** start Source material **
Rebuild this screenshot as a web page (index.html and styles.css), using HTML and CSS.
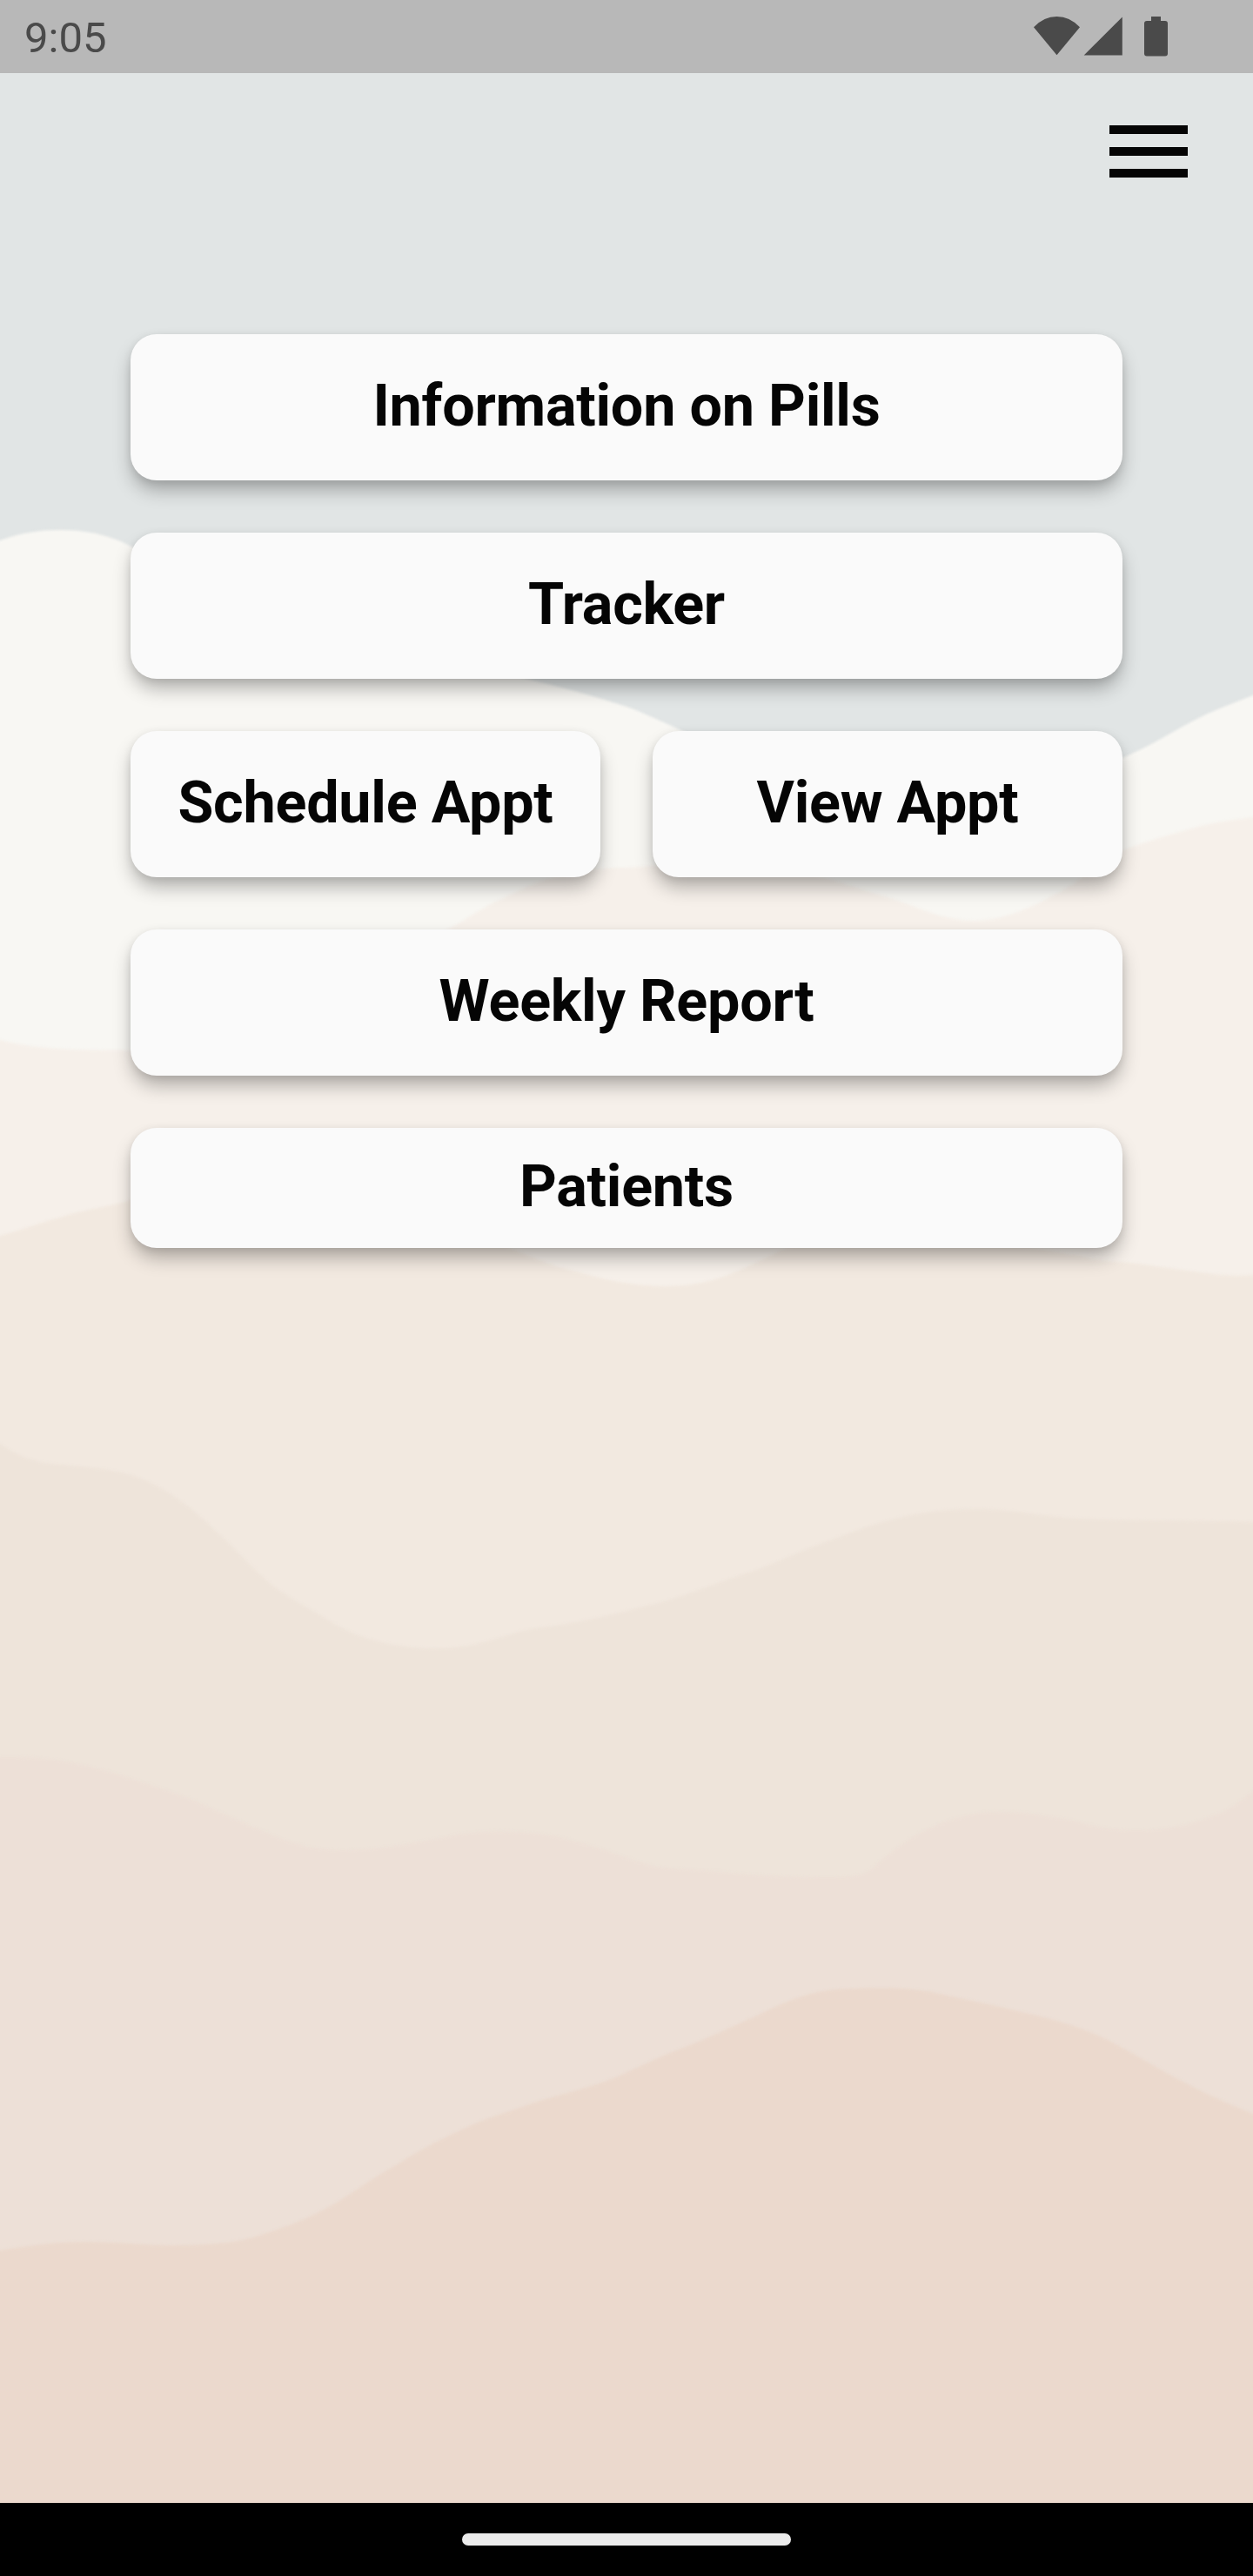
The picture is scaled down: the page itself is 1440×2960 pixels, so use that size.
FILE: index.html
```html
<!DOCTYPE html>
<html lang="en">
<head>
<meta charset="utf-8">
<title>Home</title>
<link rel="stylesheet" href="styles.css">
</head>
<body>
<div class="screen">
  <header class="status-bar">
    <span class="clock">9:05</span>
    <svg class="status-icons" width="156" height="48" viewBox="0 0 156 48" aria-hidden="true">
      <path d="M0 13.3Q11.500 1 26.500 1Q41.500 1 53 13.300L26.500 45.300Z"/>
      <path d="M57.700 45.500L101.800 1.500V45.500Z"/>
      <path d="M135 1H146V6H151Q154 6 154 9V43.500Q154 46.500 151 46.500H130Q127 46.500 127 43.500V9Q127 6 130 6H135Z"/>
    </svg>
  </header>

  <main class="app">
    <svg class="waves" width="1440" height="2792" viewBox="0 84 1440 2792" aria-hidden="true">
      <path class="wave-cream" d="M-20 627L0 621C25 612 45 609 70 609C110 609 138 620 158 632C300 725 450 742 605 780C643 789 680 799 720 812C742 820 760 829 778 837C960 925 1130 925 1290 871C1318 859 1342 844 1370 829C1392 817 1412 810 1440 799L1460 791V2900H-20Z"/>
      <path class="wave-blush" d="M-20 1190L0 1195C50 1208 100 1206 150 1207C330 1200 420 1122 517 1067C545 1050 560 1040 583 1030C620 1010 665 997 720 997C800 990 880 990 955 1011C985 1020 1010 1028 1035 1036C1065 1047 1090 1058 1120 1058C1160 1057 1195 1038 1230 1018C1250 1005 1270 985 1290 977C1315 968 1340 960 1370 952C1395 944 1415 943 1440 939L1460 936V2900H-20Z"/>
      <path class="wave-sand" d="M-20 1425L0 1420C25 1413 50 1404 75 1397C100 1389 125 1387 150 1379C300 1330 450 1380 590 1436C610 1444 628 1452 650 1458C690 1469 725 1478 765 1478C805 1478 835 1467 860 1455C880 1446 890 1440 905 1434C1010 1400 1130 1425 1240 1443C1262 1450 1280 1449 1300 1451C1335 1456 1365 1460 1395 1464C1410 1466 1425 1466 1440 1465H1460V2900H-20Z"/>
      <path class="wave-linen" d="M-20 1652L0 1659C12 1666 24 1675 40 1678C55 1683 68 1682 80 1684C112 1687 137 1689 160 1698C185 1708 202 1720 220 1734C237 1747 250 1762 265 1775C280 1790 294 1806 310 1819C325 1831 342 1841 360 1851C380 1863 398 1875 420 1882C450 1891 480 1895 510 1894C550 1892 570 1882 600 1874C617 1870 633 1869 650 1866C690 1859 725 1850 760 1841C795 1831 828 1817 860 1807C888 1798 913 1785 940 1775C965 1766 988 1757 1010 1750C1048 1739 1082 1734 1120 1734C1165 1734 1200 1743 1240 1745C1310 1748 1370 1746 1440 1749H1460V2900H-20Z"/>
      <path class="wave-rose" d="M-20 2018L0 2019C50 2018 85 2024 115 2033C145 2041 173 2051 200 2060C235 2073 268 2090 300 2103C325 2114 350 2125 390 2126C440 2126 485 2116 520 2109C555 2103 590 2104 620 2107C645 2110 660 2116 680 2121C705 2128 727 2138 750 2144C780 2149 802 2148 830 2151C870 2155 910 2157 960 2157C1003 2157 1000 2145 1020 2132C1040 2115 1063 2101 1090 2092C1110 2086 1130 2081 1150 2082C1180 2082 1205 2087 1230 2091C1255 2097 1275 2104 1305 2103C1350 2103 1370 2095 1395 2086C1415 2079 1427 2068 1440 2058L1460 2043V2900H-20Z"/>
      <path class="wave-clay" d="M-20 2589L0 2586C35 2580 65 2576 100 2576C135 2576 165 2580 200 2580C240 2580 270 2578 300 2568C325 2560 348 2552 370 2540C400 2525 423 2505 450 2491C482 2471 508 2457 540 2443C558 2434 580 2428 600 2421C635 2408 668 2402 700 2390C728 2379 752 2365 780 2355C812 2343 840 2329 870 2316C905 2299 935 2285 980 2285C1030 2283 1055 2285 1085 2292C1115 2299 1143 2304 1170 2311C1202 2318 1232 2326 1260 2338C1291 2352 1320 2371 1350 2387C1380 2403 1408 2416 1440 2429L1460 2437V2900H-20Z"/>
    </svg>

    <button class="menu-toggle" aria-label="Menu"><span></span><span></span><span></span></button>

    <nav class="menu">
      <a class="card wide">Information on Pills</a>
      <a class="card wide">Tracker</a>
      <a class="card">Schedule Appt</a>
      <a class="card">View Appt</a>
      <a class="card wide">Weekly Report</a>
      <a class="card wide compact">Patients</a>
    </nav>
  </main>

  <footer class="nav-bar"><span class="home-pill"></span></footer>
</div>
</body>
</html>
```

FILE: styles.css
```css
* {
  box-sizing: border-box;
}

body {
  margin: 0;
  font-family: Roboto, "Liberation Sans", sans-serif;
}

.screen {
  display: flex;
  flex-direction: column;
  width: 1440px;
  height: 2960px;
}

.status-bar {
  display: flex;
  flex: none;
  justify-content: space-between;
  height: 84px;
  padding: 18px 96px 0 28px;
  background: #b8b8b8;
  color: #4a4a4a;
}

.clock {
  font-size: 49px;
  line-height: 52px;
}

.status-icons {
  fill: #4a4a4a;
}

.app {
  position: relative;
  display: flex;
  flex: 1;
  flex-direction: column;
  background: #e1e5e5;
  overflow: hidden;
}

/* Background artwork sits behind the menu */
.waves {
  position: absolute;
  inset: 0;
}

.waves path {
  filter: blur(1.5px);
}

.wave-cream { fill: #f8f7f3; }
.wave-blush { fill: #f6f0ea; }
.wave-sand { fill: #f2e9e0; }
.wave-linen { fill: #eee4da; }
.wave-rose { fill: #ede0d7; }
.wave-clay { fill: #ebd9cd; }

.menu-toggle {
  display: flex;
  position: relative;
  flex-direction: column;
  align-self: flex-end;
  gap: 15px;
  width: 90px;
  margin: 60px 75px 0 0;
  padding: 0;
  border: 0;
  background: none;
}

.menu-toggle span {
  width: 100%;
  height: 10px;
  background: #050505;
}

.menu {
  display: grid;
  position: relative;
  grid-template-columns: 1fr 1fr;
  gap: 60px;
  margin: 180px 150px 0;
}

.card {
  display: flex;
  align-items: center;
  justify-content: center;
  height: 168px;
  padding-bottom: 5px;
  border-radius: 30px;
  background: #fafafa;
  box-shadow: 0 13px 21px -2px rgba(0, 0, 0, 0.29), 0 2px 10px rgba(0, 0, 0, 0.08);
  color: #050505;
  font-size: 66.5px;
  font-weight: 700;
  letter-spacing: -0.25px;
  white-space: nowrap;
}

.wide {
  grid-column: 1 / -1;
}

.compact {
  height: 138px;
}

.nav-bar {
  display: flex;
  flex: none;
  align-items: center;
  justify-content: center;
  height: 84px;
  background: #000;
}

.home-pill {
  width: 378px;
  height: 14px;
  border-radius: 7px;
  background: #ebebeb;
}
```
** end Source material **
#### What is required
All the lines above are to be reproduced exactly, except the pictures.

#### Full answer
Rebuild this screenshot as a web page (index.html and styles.css), using HTML and CSS.
The picture is scaled down: the page itself is 1440×2960 pixels, so use that size.
FILE: index.html
```html
<!DOCTYPE html>
<html lang="en">
<head>
<meta charset="utf-8">
<title>Home</title>
<link rel="stylesheet" href="styles.css">
</head>
<body>
<div class="screen">
  <header class="status-bar">
    <span class="clock">9:05</span>
    <svg class="status-icons" width="156" height="48" viewBox="0 0 156 48" aria-hidden="true">
      <path d="M0 13.3Q11.500 1 26.500 1Q41.500 1 53 13.300L26.500 45.300Z"/>
      <path d="M57.700 45.500L101.800 1.500V45.500Z"/>
      <path d="M135 1H146V6H151Q154 6 154 9V43.500Q154 46.500 151 46.500H130Q127 46.500 127 43.500V9Q127 6 130 6H135Z"/>
    </svg>
  </header>

  <main class="app">
    <svg class="waves" width="1440" height="2792" viewBox="0 84 1440 2792" aria-hidden="true">
      <path class="wave-cream" d="M-20 627L0 621C25 612 45 609 70 609C110 609 138 620 158 632C300 725 450 742 605 780C643 789 680 799 720 812C742 820 760 829 778 837C960 925 1130 925 1290 871C1318 859 1342 844 1370 829C1392 817 1412 810 1440 799L1460 791V2900H-20Z"/>
      <path class="wave-blush" d="M-20 1190L0 1195C50 1208 100 1206 150 1207C330 1200 420 1122 517 1067C545 1050 560 1040 583 1030C620 1010 665 997 720 997C800 990 880 990 955 1011C985 1020 1010 1028 1035 1036C1065 1047 1090 1058 1120 1058C1160 1057 1195 1038 1230 1018C1250 1005 1270 985 1290 977C1315 968 1340 960 1370 952C1395 944 1415 943 1440 939L1460 936V2900H-20Z"/>
      <path class="wave-sand" d="M-20 1425L0 1420C25 1413 50 1404 75 1397C100 1389 125 1387 150 1379C300 1330 450 1380 590 1436C610 1444 628 1452 650 1458C690 1469 725 1478 765 1478C805 1478 835 1467 860 1455C880 1446 890 1440 905 1434C1010 1400 1130 1425 1240 1443C1262 1450 1280 1449 1300 1451C1335 1456 1365 1460 1395 1464C1410 1466 1425 1466 1440 1465H1460V2900H-20Z"/>
      <path class="wave-linen" d="M-20 1652L0 1659C12 1666 24 1675 40 1678C55 1683 68 1682 80 1684C112 1687 137 1689 160 1698C185 1708 202 1720 220 1734C237 1747 250 1762 265 1775C280 1790 294 1806 310 1819C325 1831 342 1841 360 1851C380 1863 398 1875 420 1882C450 1891 480 1895 510 1894C550 1892 570 1882 600 1874C617 1870 633 1869 650 1866C690 1859 725 1850 760 1841C795 1831 828 1817 860 1807C888 1798 913 1785 940 1775C965 1766 988 1757 1010 1750C1048 1739 1082 1734 1120 1734C1165 1734 1200 1743 1240 1745C1310 1748 1370 1746 1440 1749H1460V2900H-20Z"/>
      <path class="wave-rose" d="M-20 2018L0 2019C50 2018 85 2024 115 2033C145 2041 173 2051 200 2060C235 2073 268 2090 300 2103C325 2114 350 2125 390 2126C440 2126 485 2116 520 2109C555 2103 590 2104 620 2107C645 2110 660 2116 680 2121C705 2128 727 2138 750 2144C780 2149 802 2148 830 2151C870 2155 910 2157 960 2157C1003 2157 1000 2145 1020 2132C1040 2115 1063 2101 1090 2092C1110 2086 1130 2081 1150 2082C1180 2082 1205 2087 1230 2091C1255 2097 1275 2104 1305 2103C1350 2103 1370 2095 1395 2086C1415 2079 1427 2068 1440 2058L1460 2043V2900H-20Z"/>
      <path class="wave-clay" d="M-20 2589L0 2586C35 2580 65 2576 100 2576C135 2576 165 2580 200 2580C240 2580 270 2578 300 2568C325 2560 348 2552 370 2540C400 2525 423 2505 450 2491C482 2471 508 2457 540 2443C558 2434 580 2428 600 2421C635 2408 668 2402 700 2390C728 2379 752 2365 780 2355C812 2343 840 2329 870 2316C905 2299 935 2285 980 2285C1030 2283 1055 2285 1085 2292C1115 2299 1143 2304 1170 2311C1202 2318 1232 2326 1260 2338C1291 2352 1320 2371 1350 2387C1380 2403 1408 2416 1440 2429L1460 2437V2900H-20Z"/>
    </svg>

    <button class="menu-toggle" aria-label="Menu"><span></span><span></span><span></span></button>

    <nav class="menu">
      <a class="card wide">Information on Pills</a>
      <a class="card wide">Tracker</a>
      <a class="card">Schedule Appt</a>
      <a class="card">View Appt</a>
      <a class="card wide">Weekly Report</a>
      <a class="card wide compact">Patients</a>
    </nav>
  </main>

  <footer class="nav-bar"><span class="home-pill"></span></footer>
</div>
</body>
</html>
```

FILE: styles.css
```css
* {
  box-sizing: border-box;
}

body {
  margin: 0;
  font-family: Roboto, "Liberation Sans", sans-serif;
}

.screen {
  display: flex;
  flex-direction: column;
  width: 1440px;
  height: 2960px;
}

.status-bar {
  display: flex;
  flex: none;
  justify-content: space-between;
  height: 84px;
  padding: 18px 96px 0 28px;
  background: #b8b8b8;
  color: #4a4a4a;
}

.clock {
  font-size: 49px;
  line-height: 52px;
}

.status-icons {
  fill: #4a4a4a;
}

.app {
  position: relative;
  display: flex;
  flex: 1;
  flex-direction: column;
  background: #e1e5e5;
  overflow: hidden;
}

/* Background artwork sits behind the menu */
.waves {
  position: absolute;
  inset: 0;
}

.waves path {
  filter: blur(1.5px);
}

.wave-cream { fill: #f8f7f3; }
.wave-blush { fill: #f6f0ea; }
.wave-sand { fill: #f2e9e0; }
.wave-linen { fill: #eee4da; }
.wave-rose { fill: #ede0d7; }
.wave-clay { fill: #ebd9cd; }

.menu-toggle {
  display: flex;
  position: relative;
  flex-direction: column;
  align-self: flex-end;
  gap: 15px;
  width: 90px;
  margin: 60px 75px 0 0;
  padding: 0;
  border: 0;
  background: none;
}

.menu-toggle span {
  width: 100%;
  height: 10px;
  background: #050505;
}

.menu {
  display: grid;
  position: relative;
  grid-template-columns: 1fr 1fr;
  gap: 60px;
  margin: 180px 150px 0;
}

.card {
  display: flex;
  align-items: center;
  justify-content: center;
  height: 168px;
  padding-bottom: 5px;
  border-radius: 30px;
  background: #fafafa;
  box-shadow: 0 13px 21px -2px rgba(0, 0, 0, 0.29), 0 2px 10px rgba(0, 0, 0, 0.08);
  color: #050505;
  font-size: 66.5px;
  font-weight: 700;
  letter-spacing: -0.25px;
  white-space: nowrap;
}

.wide {
  grid-column: 1 / -1;
}

.compact {
  height: 138px;
}

.nav-bar {
  display: flex;
  flex: none;
  align-items: center;
  justify-content: center;
  height: 84px;
  background: #000;
}

.home-pill {
  width: 378px;
  height: 14px;
  border-radius: 7px;
  background: #ebebeb;
}
```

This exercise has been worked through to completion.